И разве ты, чудовище, высасывающее соки труда нашего, видело смех и радость на лицах наших, и в наших убогих лачугах не смеялись, не радовались дети наши. Ты, ты это, и детей наших со дней юности подчинял своей силе и готовил из них таких же покорных рабов или же убийц и воров, предназначенных сидеть по тюрьмам.
Ты было страшное чудовище. Ты смотрел на людей сквозь свои царские, забрызганные кровью очки и одних осыпал милостью, а других придавливал своей тяжкой стопой. И мы с терпением переносили все твои кары на нас. И мы молчали, никто не знал печалей наших, никто не слышал стонов наших.

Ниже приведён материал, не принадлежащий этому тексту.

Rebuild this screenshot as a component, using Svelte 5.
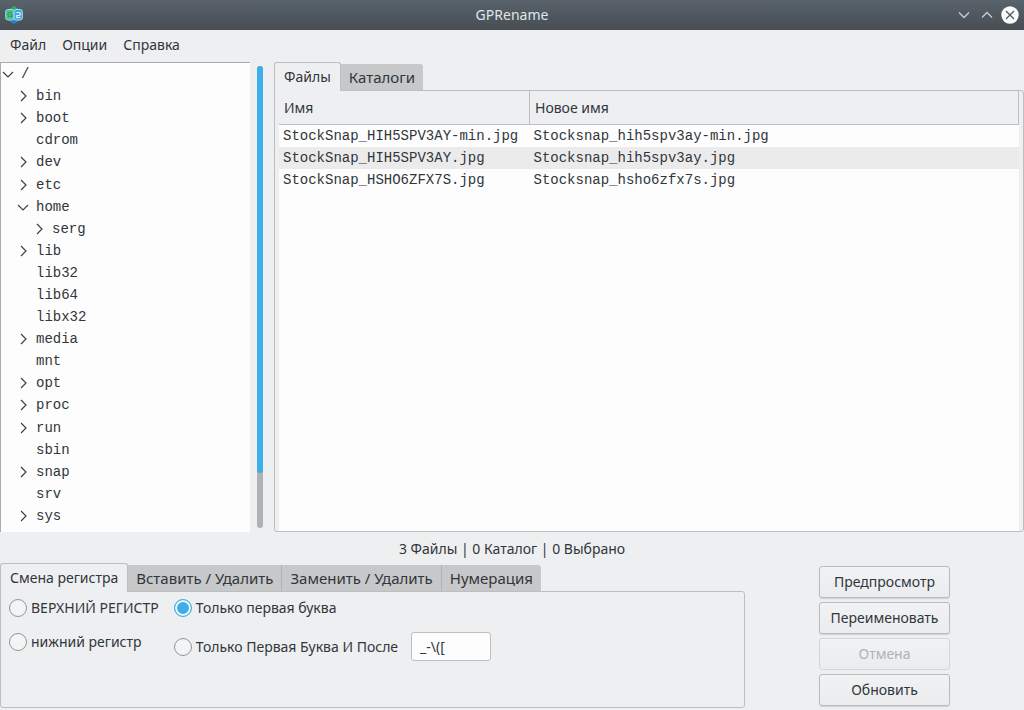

Сжав губы, стиснув зубы от страданий, мы терпеливо несли тяжесть жизни до самой могилы. Мы были мучениками, и никто этого не знал. И когда мы хотели отдохнуть от тяжести жизни и хотели жалобы наши принести Богу, то и в храме Бога мы видели золотом украшенные иконы, даже на Бога и святых ты распространил свою власть и, как бы насмехаясь, перенес мощи святых, бежавших от золота при жизни, ты из деревянных гробов перенес их изможденные голодом телеса в золотые раки и заставил выручать золото… торговать их святостью. Разве можно придумать более отвратительное издевательство? Это все равно, что на могиле покойника танцевать…
Мы, рабы, возмечтали о свободе: «Отречемся от старого мира, отрясем его прах с наших ног. Нам не нужны златые кумиры, ненавистен нам царский чертог…» И на красных парусах поплыли мы к свободе. Сильные, смелые, мы шли завоевывать труды наши и свободу. Ты выслал против нас войска свои, и загрохотали пушки и ружья, и полилась кровь. Стреляли с крыш домов, из-за углов. Но победа осталась за нами. И стоны и крики наших раненых были победной песней свободы, и наши пули пели песню свободы. Слушайте же, для вас завоевывают свободу, слушайте и рыдайте от радости.